Tuesday, November 1, 2011

Top 5 Horror Board Games

Halloween is my favorite holiday for several reasons. For one, I love Fall. Ever since moving to Portland, it has become one of my favorite seasons. Seeing the leaves change from green to red and eventually fall from their high homes truly is beautiful. Secondly, I love horror. Some may call Halloween a child's holiday, but I love the feeling that October brings. The days are getting shorter, the trees are shrinking away into skeletal forms of there former glory, and the temperature is slowly dropping. All of it congeals into a nearly palpable air of horror. 

In my opinion, being scared is the only time a person truly acts like themselves; when you're afraid, you drop the social training thats been ingrained in our subconscious and you let your true colors show. Some people run, some people cower, and some people get angry, redoubled by the though of certain death. It's no surprise, then, that I love horror fiction, films and media. 

Nothing says Halloween more than scary board games, so here's my list of the top 5 horror board games. This is purely my opinion, and it is solidly based in the things I find scary or stimulating.

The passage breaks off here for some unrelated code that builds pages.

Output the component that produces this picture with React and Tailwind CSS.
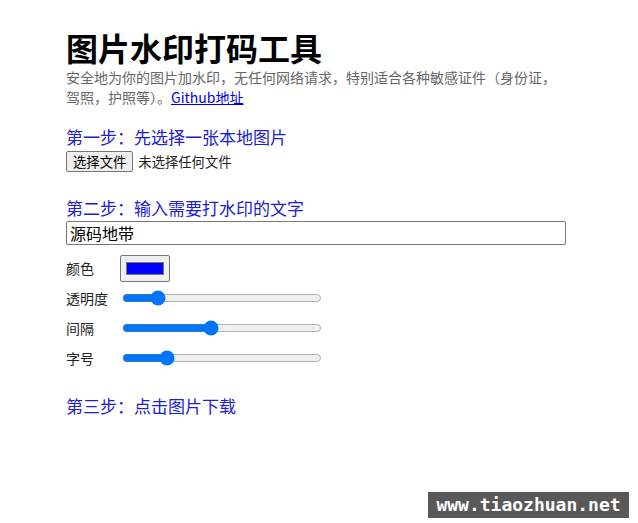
import React from "react";

const font = { fontFamily: '"Noto Sans CJK SC", "Noto Sans", sans-serif' };

function Slider({ label, value }) {
    return (
        <div className="flex items-center h-[30px]">
            <span className="w-[54px] text-[14px] text-[#222]">{label}</span>
            <input
                type="range"
                min="0"
                max="100"
                defaultValue={value}
                className="ml-[2px] w-[200px] accent-[#0075ff]"
            />
        </div>
    );
}

export default function App() {
    return (
        <div className="relative w-[638px] h-[523px] bg-white text-black" style={font}>
            <div className="w-[500px] ml-[66px] pt-[27px]">
                {/* Header */}
                <h1 className="text-[32px] leading-[40px] font-bold">图片水印打码工具</h1>
                <p className="text-[14px] leading-[20px] text-[#666]">
                    <span>安全地为你的图片加水印，无任何网络请求，特别适合各种敏感证件（身份证，</span>
                    <span className="flex">
                        <span>驾照，护照等）。</span>
                        <a href="#" className="text-[#0000ee] underline">Github地址</a>
                    </span>
                </p>

                {/* Step 1 */}
                <h3 className="mt-[18px] text-[17px] leading-[24px] text-[#2020d0]">第一步：先选择一张本地图片</h3>
                <div className="flex items-center h-[23px] mt-[1px]">
                    <button className="h-[21px] px-[6px] text-[13.33px] leading-[19px] bg-[#efefef] border border-[#767676] rounded-[2px] text-black">
                        选择文件
                    </button>
                    <span className="ml-[5px] text-[13.33px] text-[#222]">未选择任何文件</span>
                </div>

                {/* Step 2 */}
                <h3 className="mt-[23px] text-[17px] leading-[24px] text-[#2020d0]">第二步：输入需要打水印的文字</h3>
                <input
                    type="text"
                    defaultValue="源码地带"
                    className="mt-[1px] block w-[500px] h-[24px] px-[3px] text-[16px] border border-[#767676] rounded-[2px] outline-none"
                />

                <div className="flex items-center mt-[10px] h-[27px]">
                    <span className="w-[54px] text-[14px] text-[#222]">颜色</span>
                    <div className="w-[50px] h-[27px] px-[5px] py-[6px] bg-[#efefef] border border-[#767676] rounded-[2px]">
                        <div className="w-full h-full bg-[#0000ff] border border-[#777]" />
                    </div>
                </div>
                <div className="mt-[1px]">
                    <Slider label="透明度" value={15} />
                    <Slider label="间隔" value={44} />
                    <Slider label="字号" value={20} />
                </div>

                {/* Step 3 */}
                <h3 className="mt-[21px] text-[17px] leading-[24px] text-[#2020d0]">第三步：点击图片下载</h3>
            </div>

            {/* site watermark */}
            <div
                className="absolute left-[428px] top-[492px] w-[201px] h-[26px] bg-[#595959] text-white text-[18px] leading-[26px] text-center font-bold"
                style={{ fontFamily: '"DejaVu Sans Mono", "Liberation Mono", monospace' }}
            >
                www.tiaozhuan.net
            </div>
        </div>
    );
}
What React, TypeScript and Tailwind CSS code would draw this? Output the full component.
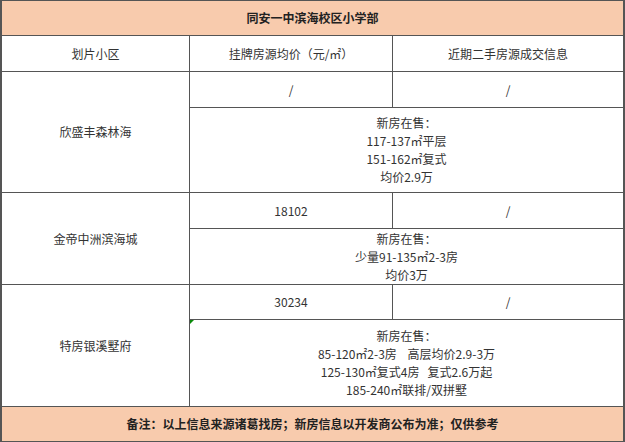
const FONT = '"Noto Sans CJK SC", "Microsoft YaHei", sans-serif';

type Block = {
  name: string;
  price: string;
  deal: string;
  lines: string[];
};

const BLOCKS: Block[] = [
  {
    name: "欣盛丰森林海",
    price: "/",
    deal: "/",
    lines: ["新房在售：", "117-137㎡平层", "151-162㎡复式", "均价2.9万"],
  },
  {
    name: "金帝中洲滨海城",
    price: "18102",
    deal: "/",
    lines: ["新房在售：", "少量91-135㎡2-3房", "均价3万"],
  },
  {
    name: "特房银溪墅府",
    price: "30234",
    deal: "/",
    lines: [
      "新房在售：",
      "85-120㎡2-3房\u00a0\u00a0\u00a0\u00a0高层均价2.9-3万",
      "125-130㎡复式4房\u00a0\u00a0\u00a0复式2.6万起",
      "185-240㎡联排/双拼墅",
    ],
  },
];

function Cell({ className = "", children }: { className?: string; children?: React.ReactNode }) {
  return (
    <div className={"flex items-center justify-center bg-white text-center " + className}>
      {children}
    </div>
  );
}

export default function App() {
  return (
    <div
      className="w-[625px] h-[442px] bg-white text-[12px] text-[#333333]"
      style={{ fontFamily: FONT }}
    >
      <div className="grid h-full grid-cols-[187px_202px_1fr] grid-rows-[34px_35px_35px_84px_35px_55px_34px_86px_34px] gap-px border-l-2 border-r-2 border-t border-b border-[#555555] bg-[#555555]">
        {/* Title */}
        <div className="col-span-3 flex items-center justify-center bg-[#f8cbad] font-bold text-[#222222]">
          同安一中滨海校区小学部
        </div>

        {/* Column headers */}
        <Cell>划片小区</Cell>
        <Cell>挂牌房源均价（元/㎡）</Cell>
        <Cell>近期二手房源成交信息</Cell>

        {BLOCKS.map((b, i) => (
          <div key={b.name} className="contents">
            <Cell className="row-span-2">{b.name}</Cell>
            <Cell>{b.price}</Cell>
            <Cell>{b.deal}</Cell>
            <Cell className="relative col-span-2 flex-col leading-[18px]">
              {i === 2 && (
                <span className="absolute left-0 top-0 h-0 w-0 border-r-[4px] border-t-[4px] border-r-transparent border-t-[#0a8a0a]" />
              )}
              {b.lines.map((l) => (
                <span key={l}>{l}</span>
              ))}
            </Cell>
          </div>
        ))}

        {/* Footer note */}
        <div className="col-span-3 flex items-center justify-center bg-[#f8cbad] font-bold text-[#222222]">
          备注：以上信息来源诸葛找房；新房信息以开发商公布为准；仅供参考
        </div>
      </div>
    </div>
  );
}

5. Betrayal at House on the Hill
Haunted houses: Not only are they synonymous with Halloween, but they're also incredibly perverse in horror stories. Betrayal at House on the Hill, while suffering from a few problems, tackles the haunted house setting better than any game. Exploring the strange rooms of the house will result in the revelation of the haunting. The haunts are clever, challenging, and, most importantly, scary.

4. Arkham Horror

I love H.P. Lovecraft. While I am a late-comer to the Cthulhu mythos, discovering it only within the last few years, I've felt right at home reading the stories. Arkham Horror is not a terrifying game, but I feel the same desperate confusion that Lovecraft's characters feel when confronting the beings of the mythos. 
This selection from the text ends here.